Pennsylvania Lawmakers Add More Gaming Proposals

As lawmakers grapple with contentious taxation issues surrounding online gaming, new proposals from the state Senate and House could add satellite casinos and ban smoking in casinos, introduced by Rep. Matthew Baker (l.). The multiple proposals increase the risk that there will not be a consensus on any gaming expansion in the state.

New bill would create up to 25 satellite gaming facilities

Pennsylvania lawmakers seeking to create an omnibus package of gaming expansion measures continue to add new proposals to the potential package. The latest from the state Senate is a bill that would authorize as many as 25 “satellite gaming facilities,” which would be mini-casinos tied to the 12 current casino licensees.

Each facility would be permitted up to 500 gaming machines, but no table games. Off-track betting or other legal games of chance also could be offered. The sponsor of the measure, Senator Camera Bartolotta, added a stipulation that no satellite facility can be built within 25 miles of an existing casino.

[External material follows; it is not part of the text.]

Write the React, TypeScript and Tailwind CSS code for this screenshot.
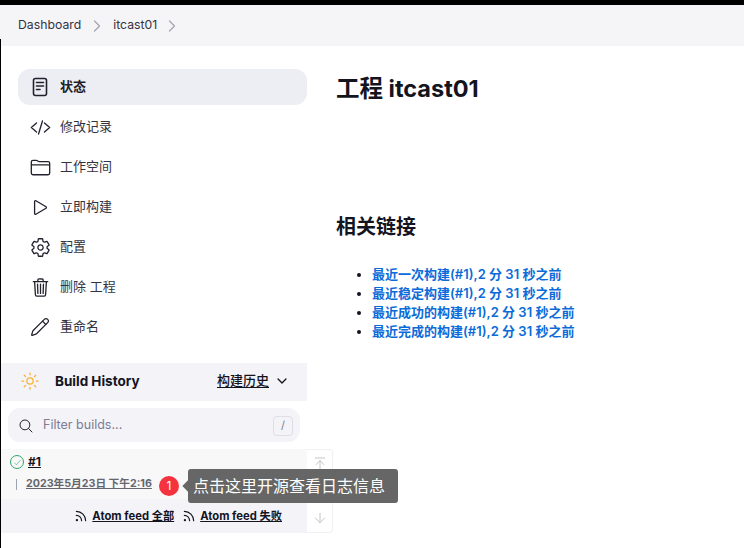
import { FC, ReactNode } from "react";
import { ArrowDown, ArrowUpToLine, ChevronRight, Pencil, Rss } from "lucide-react";
import {
  IoChevronDown,
  IoCheckmark,
  IoCodeSlashOutline,
  IoFolderOutline,
  IoPlayOutline,
  IoSearchOutline,
  IoSettingsOutline,
  IoSunnyOutline,
  IoTrashOutline,
} from "react-icons/io5";

type NavItemProps = {
  icon: ReactNode;
  label: string;
  active?: boolean;
};

const NavItem: FC<NavItemProps> = ({ icon, label, active }) => {
  return (
    <div className={active ? "flex h-9 items-center rounded-xl bg-[#edeef3] pl-[12px] text-[13px] font-bold text-[#1e1e2a]" : "flex h-9 items-center pl-[12px] text-[13px] text-[#33333f]"}>
      <span className="flex w-[20px] justify-center">{icon}</span>
      <span className="ml-[10px]">{label}</span>
    </div>
  );
};

const iconClass = "h-[21px] w-[21px] shrink-0 text-[#22222e]";

const DocIcon = () => (
  <svg viewBox="0 0 20 20" fill="none" stroke="currentColor" strokeWidth="1.6" strokeLinecap="round" className="h-5 w-5 text-[#22222e]">
    <rect x="3.5" y="1.5" width="13" height="17" rx="2" />
    <path d="M6.5 5.5h7M6.5 9h7M6.5 12.5h3.5" />
  </svg>
);

export default function App() {
  return (
    <div className="relative flex h-[548px] w-[744px] flex-col overflow-hidden bg-white font-['Inter','Noto_Sans_CJK_SC',sans-serif] text-[#14141f]">
      <div className="h-[5px] bg-black" />
      <div className="flex h-[41px] items-center bg-[#f5f5f8] pl-[18px] text-[12.25px] text-[#33333f]">
        <span>Dashboard</span>
        <ChevronRight className="ml-[6px] h-5 w-5 text-[#a5a5b0]" strokeWidth={1.5} />
        <span className="ml-[6px]">itcast01</span>
        <ChevronRight className="ml-[5px] h-5 w-5 text-[#a5a5b0]" strokeWidth={1.5} />
      </div>
      <div className="flex flex-1">
        <div className="w-[307px] pl-px">
          <div className="flex flex-col gap-1 pl-[17px] pt-[23px]">
            <NavItem active icon={<DocIcon />} label="状态" />
            <NavItem icon={<IoCodeSlashOutline className={iconClass} />} label="修改记录" />
            <NavItem icon={<IoFolderOutline className={iconClass} />} label="工作空间" />
            <NavItem icon={<IoPlayOutline className={iconClass} />} label="立即构建" />
            <NavItem icon={<IoSettingsOutline className={iconClass} />} label="配置" />
            <NavItem icon={<IoTrashOutline className={iconClass} />} label="删除 工程" />
            <NavItem icon={<Pencil className="h-5 w-5 text-[#22222e]" strokeWidth={1.5} />} label="重命名" />
          </div>
          <div className="mt-[18px] flex h-[38px] items-center bg-[#f3f3f8] pb-[2px] pl-[19px] pr-[18px]">
            <IoSunnyOutline className="h-5 w-5 text-[#f9b233]" />
            <span className="ml-[15px] text-[13.5px] font-bold">Build History</span>
            <span className="ml-auto text-[13px] font-medium underline underline-offset-2">构建历史</span>
            <IoChevronDown className="ml-[6px] h-[14px] w-[14px]" />
          </div>
          <div className="ml-[7px] mt-[7px] flex h-[34px] w-[292px] items-center rounded-xl bg-[#f3f3f8] pl-[10px] pr-[7px] pt-px text-[12.5px] text-[#7d7d95]">
            <IoSearchOutline className="h-4 w-4 text-[#22222e]" />
            <span className="ml-[9px]">Filter builds...</span>
            <span className="ml-auto flex h-5 w-5 items-center justify-center rounded border border-[#dedee8] text-[11px]">/</span>
          </div>
          <div className="mt-[7px] h-[50px] bg-[#f8f8f8] pl-[9px] pt-[6px]">
            <div className="flex h-[14px] items-center">
              <span className="flex h-[14px] w-[14px] items-center justify-center rounded-full border border-[#30a46c]">
                <IoCheckmark className="h-[9px] w-[9px] text-[#30a46c]" />
              </span>
              <span className="ml-[4px] text-[12px] font-bold underline">#1</span>
            </div>
            <div className="mt-[7px] flex items-center">
              <span className="ml-[6px] h-[11px] w-px bg-[#9aa5b1]" />
              <span className="ml-[9px] text-[10.7px] font-bold text-[#66666f] underline">2023年5月23日 下午2:16</span>
            </div>
          </div>
          <div className="flex h-[34px] items-center justify-end gap-[8px] bg-[#f3f3f8] pr-[25px] text-[11.25px] font-bold">
            <span className="flex items-center gap-[4px]">
              <Rss className="h-[14px] w-[14px]" strokeWidth={2} />
              <span className="underline">Atom feed 全部</span>
            </span>
            <span className="flex items-center gap-[4px]">
              <Rss className="h-[14px] w-[14px]" strokeWidth={2} />
              <span className="underline">Atom feed 失败</span>
            </span>
          </div>
        </div>
        <div className="flex-1 pl-[29px] pt-[27px]">
          <h1 className="text-[23.5px] leading-[32px] font-bold text-[#14141f]">工程 itcast01</h1>
          <h2 className="mt-[108px] text-[20px] leading-[28px] font-bold text-[#14141f]">相关链接</h2>
          <ul className="ml-[36px] mt-[24px] list-disc text-[13px] leading-[19px] font-semibold text-[#0b6bd8] marker:text-[#14141f]">
            <li>最近一次构建(#1),2 分 31 秒之前</li>
            <li>最近稳定构建(#1),2 分 31 秒之前</li>
            <li>最近成功的构建(#1),2 分 31 秒之前</li>
            <li>最近完成的构建(#1),2 分 31 秒之前</li>
          </ul>
        </div>
      </div>
      {/* black edge of the capture */}
      <div className="absolute bottom-0 left-0 top-[39px] w-px bg-black" />
      {/* scroll buttons next to the build list */}
      <div className="absolute left-[307px] top-[449px] flex h-[84px] w-[26px] flex-col items-center justify-between rounded-r border border-l-0 border-[#f0f0f3] bg-white py-[6px] text-[#c4c4c8]">
        <ArrowUpToLine className="h-4 w-4" strokeWidth={1.5} />
        <ArrowDown className="h-4 w-4" strokeWidth={1.5} />
      </div>
      {/* guide overlay */}
      <div className="absolute left-[159px] top-[476px] flex h-5 w-5 items-center justify-center rounded-full bg-[#f5333f] text-[12px] text-white">1</div>
      <div className="absolute left-[188px] top-[469px] flex h-[34px] w-[210px] items-center rounded-[3px] bg-[#666666] pl-[5px] text-[16px] whitespace-nowrap text-white">
        点击这里开源查看日志信息
        <span className="absolute left-[-4px] top-[13px] h-2 w-2 rotate-45 bg-[#666666]" />
      </div>
    </div>
  );
}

In a memo she filed of her intention to introduce the bill, Bartolotta said the program would be aimed at closing the budget gap by charging as much as $5 million per license to operate a satellite casino.

A portion of revenues from satellite casinos would be funneled to areas not currently receiving money from the local share tax for casino host communities.

Meanwhile, a replacement for the host-community fee, struck down last fall by the state Supreme Court, is due to be passed by the end of the month. It is one of many gaming issues still to be decided in the current legislative session, which ends June 30.

The state House added one more item to the calendar that would affect the state’s gaming industry—but this one does not relate to expansion. On May 5, Rep. Matthew Baker, chairman of the House Health Committee, introduced a bill that would ban indoor smoking at casinos, as well as bars, clubs and hotels that sill allow it in the state.

The bill would eliminate the exemption for casinos in the 2008 Clean Indoor Air Act, which allows smoking on a portion of gaming floors and permits hoteliers to designate up to 25 percent of their rooms as smoking rooms.

Meanwhile, state senators are still grappling with the latest proposal to legalize online gaming, which would impose a 54 percent tax on iGaming revenues, equal to what land-based casinos pay as tax on slot machine revenues. The Senate measure also would place iGaming under the state lottery instead of tying licenses to land-based casinos, as in New Jersey.

The argument for a higher tax—the iGaming tax passed last year by the House is 14 percent—is being pushed by Senator Robert Tomlinson and Parx Casino, the state’s most profitable land-based facility. Critics say the result of a 54 percent tax would be that no one would apply for an iGaming license.